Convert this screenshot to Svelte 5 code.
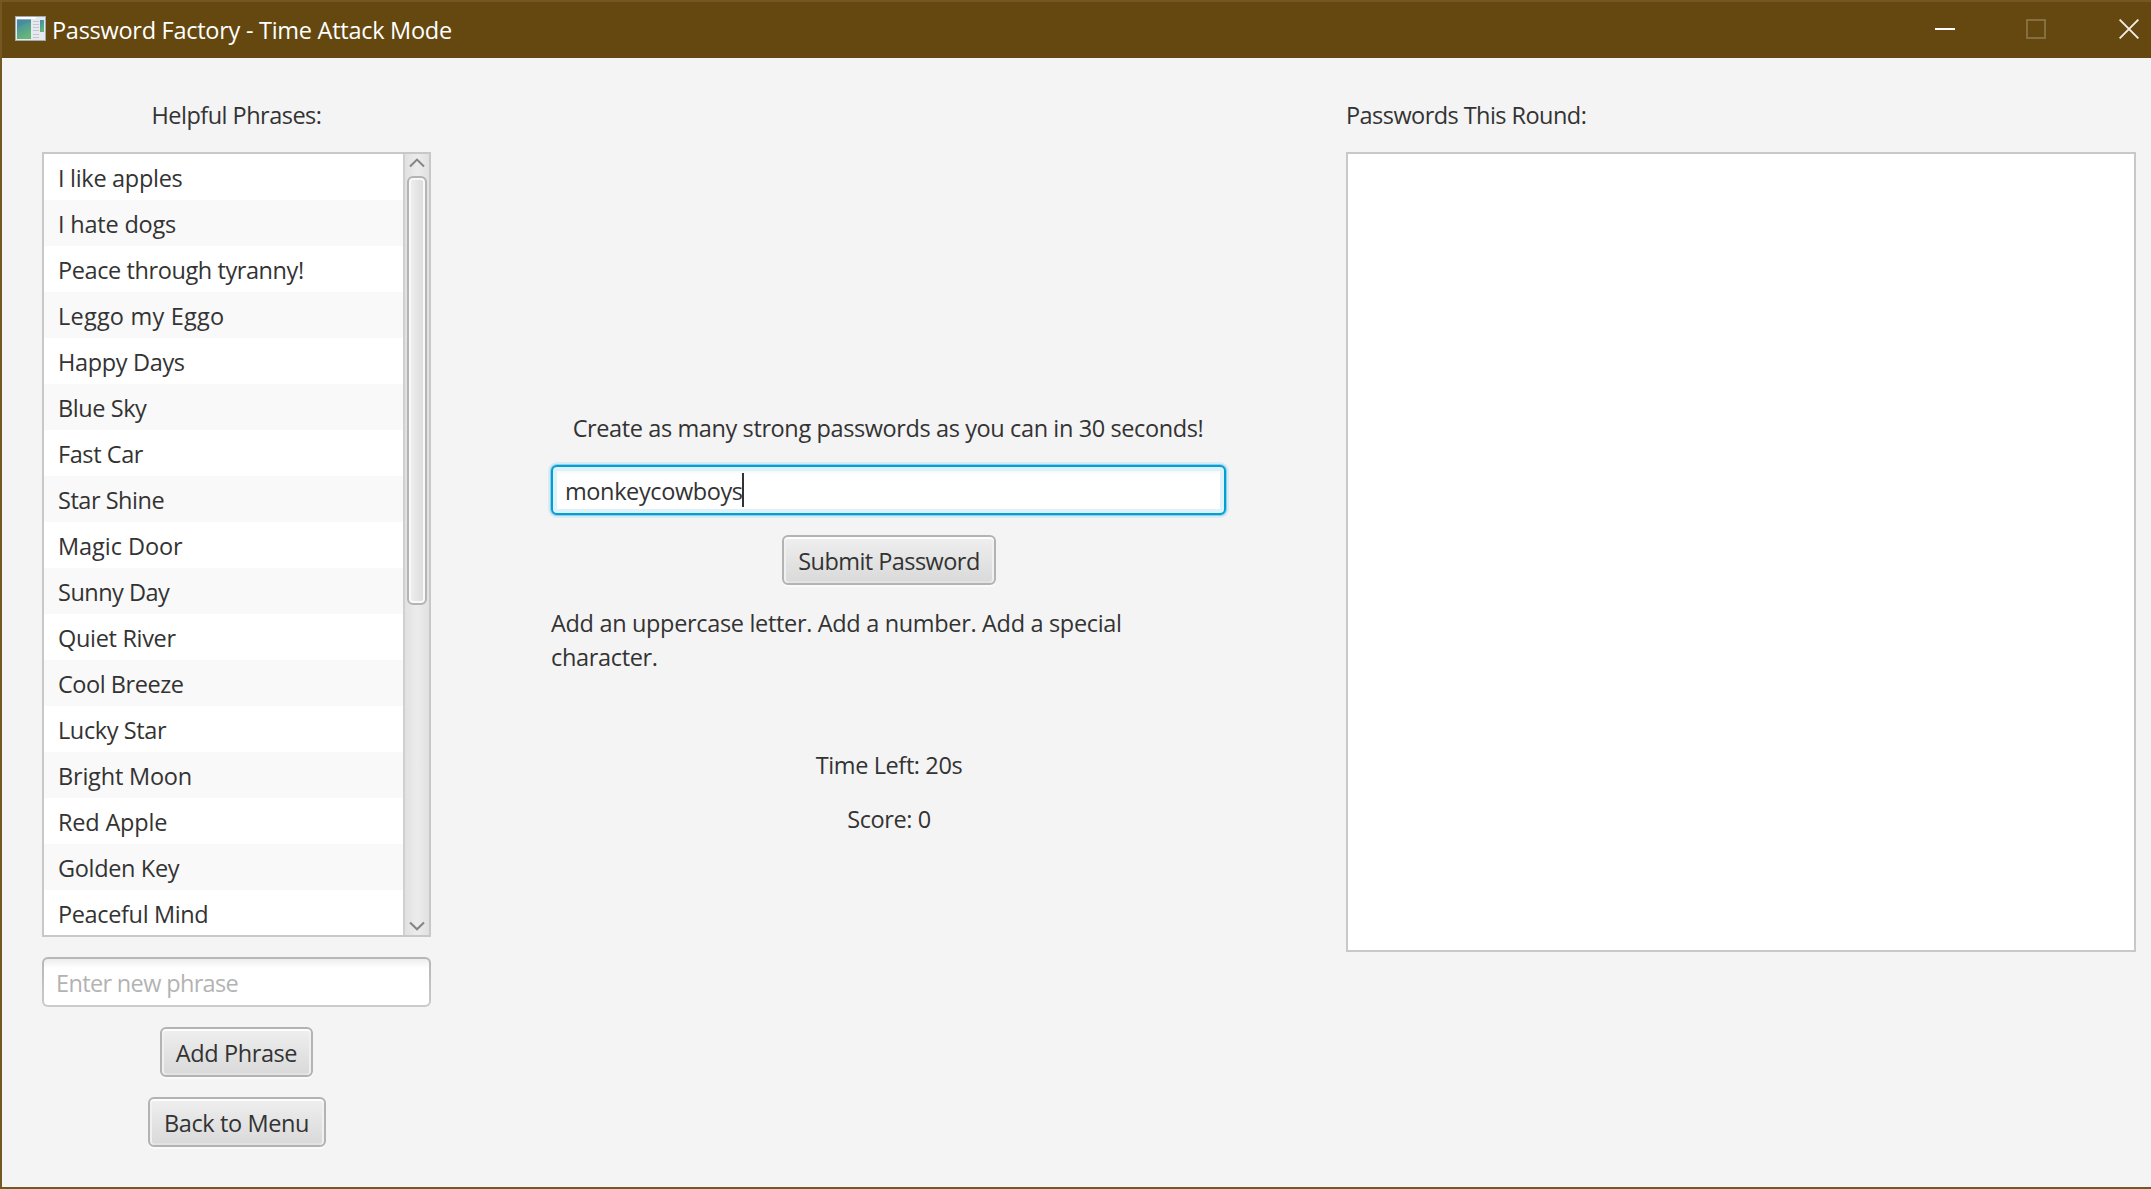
<script>
  // Each phrase carries its own tracking, in pixels.
  const phrases = [
    ['I like apples', -0.3], ['I hate dogs', -0.2], ['Peace through tyranny!', -0.41],
    ['Leggo my Eggo', 0.22], ['Happy Days', -0.34], ['Blue Sky', -0.42],
    ['Fast Car', -0.42], ['Star Shine', -0.47], ['Magic Door', -0.06],
    ['Sunny Day', -0.5], ['Quiet River', -0.32], ['Cool Breeze', -0.45],
    ['Lucky Star', -0.4], ['Bright Moon', -0.2], ['Red Apple', -0.2],
    ['Golden Key', -0.34], ['Peaceful Mind', -0.36],
  ];
  const timeLeft = 20;
  const score = 0;
  const password = 'monkeycowboys';
</script>

<div class="window">
  <header class="titlebar">
    <svg class="app-icon" width="31" height="26" viewBox="0 0 31 26">
      <defs>
        <linearGradient id="pane" x1="0" y1="0" x2="0.4" y2="1">
          <stop offset="0" stop-color="#4c88a8" />
          <stop offset="0.45" stop-color="#4f9c94" />
          <stop offset="1" stop-color="#68b578" />
        </linearGradient>
      </defs>
      <rect x="0" y="0" width="31" height="25" fill="#a3abb2" />
      <rect x="1" y="1" width="29" height="23" fill="#e6eaf0" />
      <rect x="1" y="1" width="20" height="2" fill="#fff" />
      <rect x="2" y="3.5" width="14" height="19.5" fill="url(#pane)" />
      <path d="M2 13Q7 7 16 6V3.5H2z" fill="#3f7fa4" opacity=".4" />
      <path d="M18 5.5h6M18 8.5h6M18 11.5h6M18 14.5h6M18 18.5h6M18 21.5h6" stroke="#c3c7cc" />
      <rect x="25" y="4" width="4" height="12" fill="url(#pane)" />
    </svg>
    <span class="title">Password Factory - Time Attack Mode</span>
    <div class="controls">
      <svg width="20" height="20" viewBox="0 0 20 20"><path d="M0 10h20" stroke="#fff" stroke-width="2" /></svg>
      <svg width="20" height="20" viewBox="0 0 20 20"><rect x="1" y="1" width="18" height="18" fill="none" stroke="#856e40" stroke-width="2" /></svg>
      <svg width="20" height="20" viewBox="0 0 20 20"><path d="M.6 .6l18.8 18.8M19.4 .6L.6 19.4" stroke="#f3efe8" stroke-width="1.9" /></svg>
    </div>
  </header>

  <main>
    <section class="left">
      <div class="label helpful">Helpful Phrases:</div>
      <div class="list">
        <ul>
          {#each phrases as [phrase, tracking]}
            <li style:letter-spacing="{tracking}px">{phrase}</li>
          {/each}
        </ul>
        <div class="scrollbar">
          <svg class="arrow" width="16" height="10" viewBox="0 0 16 10"><path d="M1 8.4L8 1.6l7 6.8" fill="none" stroke="#858585" stroke-width="2.1" /></svg>
          <div class="thumb"></div>
          <svg class="arrow down" width="16" height="10" viewBox="0 0 16 10"><path d="M1 1.4L8 8.2l7-6.8" fill="none" stroke="#858585" stroke-width="2.1" /></svg>
        </div>
      </div>
      <div class="field"><span class="prompt">Enter new phrase</span></div>
      <button class="add">Add Phrase</button>
      <button class="back">Back to Menu</button>
    </section>

    <section class="center">
      <div class="label create">Create as many strong passwords as you can in 30 seconds!</div>
      <div class="field focused"><span class="value">{password}</span><i class="caret"></i></div>
      <button class="submit">Submit Password</button>
      <p class="feedback">Add an uppercase letter. Add a number. Add a special character.</p>
      <div class="label time">Time Left: {timeLeft}s</div>
      <div class="label score">Score: {score}</div>
    </section>

    <section class="right">
      <div class="label round">Passwords This Round:</div>
      <div class="results"></div>
    </section>
  </main>
</div>

<style>
  :global(body) { margin: 0; overflow: hidden; }
  .window {
    box-sizing: border-box;
    width: 2151px;
    height: 1189px;
    border: 2px solid #745824;
    border-right: 0;
    background: #f4f4f4;
    color: #333;
    font-family: 'Open Sans', 'Noto Sans', sans-serif;
    font-size: 23.5px;
    letter-spacing: -0.39px;
    line-height: 34px;
    white-space: nowrap;
  }
  .titlebar {
    display: flex;
    align-items: center;
    height: 56px;
    box-sizing: border-box;
    padding: 0 12px 2px 13px;
    background: #65480f;
    color: #fff;
  }
  .app-icon { margin-right: 6px; flex: none; }
  .title { padding-top: 1px; letter-spacing: -0.27px; }
  .controls { display: flex; margin-left: auto; }
  .controls svg { margin-left: 71px; }
  .controls svg + svg + svg { margin-left: 73px; }
  main {
    display: flex;
    padding: 40px 0 0 40px;
    align-items: flex-start;
  }
  section { display: flex; flex: none; flex-direction: column; align-items: center; }
  .left { width: 389px; margin-right: 120px; }
  .center { width: 676px; margin-right: 119px; }
  .right { width: 790px; align-items: flex-start; }
  .label { height: 34px; }
  .helpful { letter-spacing: -0.52px; }
  .list {
    display: flex;
    width: 385px;
    height: 781px;
    margin-top: 20px;
    border: 2px solid #c8c8c8;
    background: #fff;
    overflow: hidden;
  }
  ul { flex: 1; margin: 0; padding: 0; list-style: none; }
  li { height: 46px; line-height: 48px; padding-left: 14px; box-sizing: border-box; }
  li:nth-child(even) { background: #f9f9f9; }
  .scrollbar {
    display: flex;
    flex-direction: column;
    align-items: center;
    width: 24px;
    border-left: 2px solid #d0d0d0;
    background: linear-gradient(90deg, #e1e1e1, #ececec 50%, #e1e1e1);
  }
  .arrow { margin: 4px 0 8px; flex: none; }
  .arrow.down { margin: auto 0 4px; }
  .thumb {
    box-sizing: border-box;
    width: 20px;
    height: 429px;
    border: 2px solid #b4b4b4;
    border-radius: 6px;
    background: linear-gradient(90deg, #f0f0f0, #dadada);
    box-shadow: inset 0 0 0 2px #f9f9f9;
  }
  .field {
    display: flex;
    align-items: center;
    box-sizing: border-box;
    width: 389px;
    height: 50px;
    margin: 20px 0;
    padding: 2px 12px 0;
    border-radius: 6px;
    border: 2px solid transparent;
    background:
      linear-gradient(#ededed, #fff 9px) padding-box,
      linear-gradient(#b6b6b6, #cbcbcb) border-box;
  }
  .prompt { color: #b3b3b3; letter-spacing: -0.65px; }
  .focused {
    align-self: flex-start;
    width: 675px;
    border: 2px solid #039ed3;
    background: #fff;
    box-shadow: inset 0 0 0 4px #def2f9, inset 0 6px 3px #f5f8f9, 0 0 0 1px #8ccfe6, 0 0 0 3px #d9ecf3;
  }
  .caret { width: 2px; height: 34px; background: #333; margin: -3px 0 0 -1px; }
  button {
    box-sizing: border-box;
    height: 50px;
    padding: 2px 0 0;
    border: 2px solid #b3b3b3;
    border-radius: 6px;
    background: linear-gradient(#efefef, #d9d9d9);
    box-shadow: inset 0 2px #fdfdfd, inset 2px 0 #f0f0f0, inset -2px 0 #f0f0f0, inset 0 -2px #e2e2e2, 0 2px #fafafa;
    color: #333;
    font: inherit;
    letter-spacing: -0.4px;
  }
  .add { width: 153px; }
  .back { width: 178px; margin-top: 20px; }
  .submit { width: 214px; letter-spacing: -0.55px; }
  .create { margin-top: 313px; padding-right: 2px; }
  .feedback { width: 676px; height: 68px; margin: 21px 0 0; white-space: normal; box-sizing: border-box; padding-right: 40px; letter-spacing: -0.33px; }
  .time { margin-top: 74px; }
  .score { margin-top: 20px; }
  .round { letter-spacing: -0.55px; }
  .results { box-sizing: border-box; width: 790px; height: 800px; margin-top: 20px; border: 2px solid #c8c8c8; background: #fff; }
</style>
*****
Make an exact copy of all the material, but keep the pictures out of it.

- Response for this exercise:
Convert this screenshot to Svelte 5 code.
<script>
  // Each phrase carries its own tracking, in pixels.
  const phrases = [
    ['I like apples', -0.3], ['I hate dogs', -0.2], ['Peace through tyranny!', -0.41],
    ['Leggo my Eggo', 0.22], ['Happy Days', -0.34], ['Blue Sky', -0.42],
    ['Fast Car', -0.42], ['Star Shine', -0.47], ['Magic Door', -0.06],
    ['Sunny Day', -0.5], ['Quiet River', -0.32], ['Cool Breeze', -0.45],
    ['Lucky Star', -0.4], ['Bright Moon', -0.2], ['Red Apple', -0.2],
    ['Golden Key', -0.34], ['Peaceful Mind', -0.36],
  ];
  const timeLeft = 20;
  const score = 0;
  const password = 'monkeycowboys';
</script>

<div class="window">
  <header class="titlebar">
    <svg class="app-icon" width="31" height="26" viewBox="0 0 31 26">
      <defs>
        <linearGradient id="pane" x1="0" y1="0" x2="0.4" y2="1">
          <stop offset="0" stop-color="#4c88a8" />
          <stop offset="0.45" stop-color="#4f9c94" />
          <stop offset="1" stop-color="#68b578" />
        </linearGradient>
      </defs>
      <rect x="0" y="0" width="31" height="25" fill="#a3abb2" />
      <rect x="1" y="1" width="29" height="23" fill="#e6eaf0" />
      <rect x="1" y="1" width="20" height="2" fill="#fff" />
      <rect x="2" y="3.5" width="14" height="19.5" fill="url(#pane)" />
      <path d="M2 13Q7 7 16 6V3.5H2z" fill="#3f7fa4" opacity=".4" />
      <path d="M18 5.5h6M18 8.5h6M18 11.5h6M18 14.5h6M18 18.5h6M18 21.5h6" stroke="#c3c7cc" />
      <rect x="25" y="4" width="4" height="12" fill="url(#pane)" />
    </svg>
    <span class="title">Password Factory - Time Attack Mode</span>
    <div class="controls">
      <svg width="20" height="20" viewBox="0 0 20 20"><path d="M0 10h20" stroke="#fff" stroke-width="2" /></svg>
      <svg width="20" height="20" viewBox="0 0 20 20"><rect x="1" y="1" width="18" height="18" fill="none" stroke="#856e40" stroke-width="2" /></svg>
      <svg width="20" height="20" viewBox="0 0 20 20"><path d="M.6 .6l18.8 18.8M19.4 .6L.6 19.4" stroke="#f3efe8" stroke-width="1.9" /></svg>
    </div>
  </header>

  <main>
    <section class="left">
      <div class="label helpful">Helpful Phrases:</div>
      <div class="list">
        <ul>
          {#each phrases as [phrase, tracking]}
            <li style:letter-spacing="{tracking}px">{phrase}</li>
          {/each}
        </ul>
        <div class="scrollbar">
          <svg class="arrow" width="16" height="10" viewBox="0 0 16 10"><path d="M1 8.4L8 1.6l7 6.8" fill="none" stroke="#858585" stroke-width="2.1" /></svg>
          <div class="thumb"></div>
          <svg class="arrow down" width="16" height="10" viewBox="0 0 16 10"><path d="M1 1.4L8 8.2l7-6.8" fill="none" stroke="#858585" stroke-width="2.1" /></svg>
        </div>
      </div>
      <div class="field"><span class="prompt">Enter new phrase</span></div>
      <button class="add">Add Phrase</button>
      <button class="back">Back to Menu</button>
    </section>

    <section class="center">
      <div class="label create">Create as many strong passwords as you can in 30 seconds!</div>
      <div class="field focused"><span class="value">{password}</span><i class="caret"></i></div>
      <button class="submit">Submit Password</button>
      <p class="feedback">Add an uppercase letter. Add a number. Add a special character.</p>
      <div class="label time">Time Left: {timeLeft}s</div>
      <div class="label score">Score: {score}</div>
    </section>

    <section class="right">
      <div class="label round">Passwords This Round:</div>
      <div class="results"></div>
    </section>
  </main>
</div>

<style>
  :global(body) { margin: 0; overflow: hidden; }
  .window {
    box-sizing: border-box;
    width: 2151px;
    height: 1189px;
    border: 2px solid #745824;
    border-right: 0;
    background: #f4f4f4;
    color: #333;
    font-family: 'Open Sans', 'Noto Sans', sans-serif;
    font-size: 23.5px;
    letter-spacing: -0.39px;
    line-height: 34px;
    white-space: nowrap;
  }
  .titlebar {
    display: flex;
    align-items: center;
    height: 56px;
    box-sizing: border-box;
    padding: 0 12px 2px 13px;
    background: #65480f;
    color: #fff;
  }
  .app-icon { margin-right: 6px; flex: none; }
  .title { padding-top: 1px; letter-spacing: -0.27px; }
  .controls { display: flex; margin-left: auto; }
  .controls svg { margin-left: 71px; }
  .controls svg + svg + svg { margin-left: 73px; }
  main {
    display: flex;
    padding: 40px 0 0 40px;
    align-items: flex-start;
  }
  section { display: flex; flex: none; flex-direction: column; align-items: center; }
  .left { width: 389px; margin-right: 120px; }
  .center { width: 676px; margin-right: 119px; }
  .right { width: 790px; align-items: flex-start; }
  .label { height: 34px; }
  .helpful { letter-spacing: -0.52px; }
  .list {
    display: flex;
    width: 385px;
    height: 781px;
    margin-top: 20px;
    border: 2px solid #c8c8c8;
    background: #fff;
    overflow: hidden;
  }
  ul { flex: 1; margin: 0; padding: 0; list-style: none; }
  li { height: 46px; line-height: 48px; padding-left: 14px; box-sizing: border-box; }
  li:nth-child(even) { background: #f9f9f9; }
  .scrollbar {
    display: flex;
    flex-direction: column;
    align-items: center;
    width: 24px;
    border-left: 2px solid #d0d0d0;
    background: linear-gradient(90deg, #e1e1e1, #ececec 50%, #e1e1e1);
  }
  .arrow { margin: 4px 0 8px; flex: none; }
  .arrow.down { margin: auto 0 4px; }
  .thumb {
    box-sizing: border-box;
    width: 20px;
    height: 429px;
    border: 2px solid #b4b4b4;
    border-radius: 6px;
    background: linear-gradient(90deg, #f0f0f0, #dadada);
    box-shadow: inset 0 0 0 2px #f9f9f9;
  }
  .field {
    display: flex;
    align-items: center;
    box-sizing: border-box;
    width: 389px;
    height: 50px;
    margin: 20px 0;
    padding: 2px 12px 0;
    border-radius: 6px;
    border: 2px solid transparent;
    background:
      linear-gradient(#ededed, #fff 9px) padding-box,
      linear-gradient(#b6b6b6, #cbcbcb) border-box;
  }
  .prompt { color: #b3b3b3; letter-spacing: -0.65px; }
  .focused {
    align-self: flex-start;
    width: 675px;
    border: 2px solid #039ed3;
    background: #fff;
    box-shadow: inset 0 0 0 4px #def2f9, inset 0 6px 3px #f5f8f9, 0 0 0 1px #8ccfe6, 0 0 0 3px #d9ecf3;
  }
  .caret { width: 2px; height: 34px; background: #333; margin: -3px 0 0 -1px; }
  button {
    box-sizing: border-box;
    height: 50px;
    padding: 2px 0 0;
    border: 2px solid #b3b3b3;
    border-radius: 6px;
    background: linear-gradient(#efefef, #d9d9d9);
    box-shadow: inset 0 2px #fdfdfd, inset 2px 0 #f0f0f0, inset -2px 0 #f0f0f0, inset 0 -2px #e2e2e2, 0 2px #fafafa;
    color: #333;
    font: inherit;
    letter-spacing: -0.4px;
  }
  .add { width: 153px; }
  .back { width: 178px; margin-top: 20px; }
  .submit { width: 214px; letter-spacing: -0.55px; }
  .create { margin-top: 313px; padding-right: 2px; }
  .feedback { width: 676px; height: 68px; margin: 21px 0 0; white-space: normal; box-sizing: border-box; padding-right: 40px; letter-spacing: -0.33px; }
  .time { margin-top: 74px; }
  .score { margin-top: 20px; }
  .round { letter-spacing: -0.55px; }
  .results { box-sizing: border-box; width: 790px; height: 800px; margin-top: 20px; border: 2px solid #c8c8c8; background: #fff; }
</style>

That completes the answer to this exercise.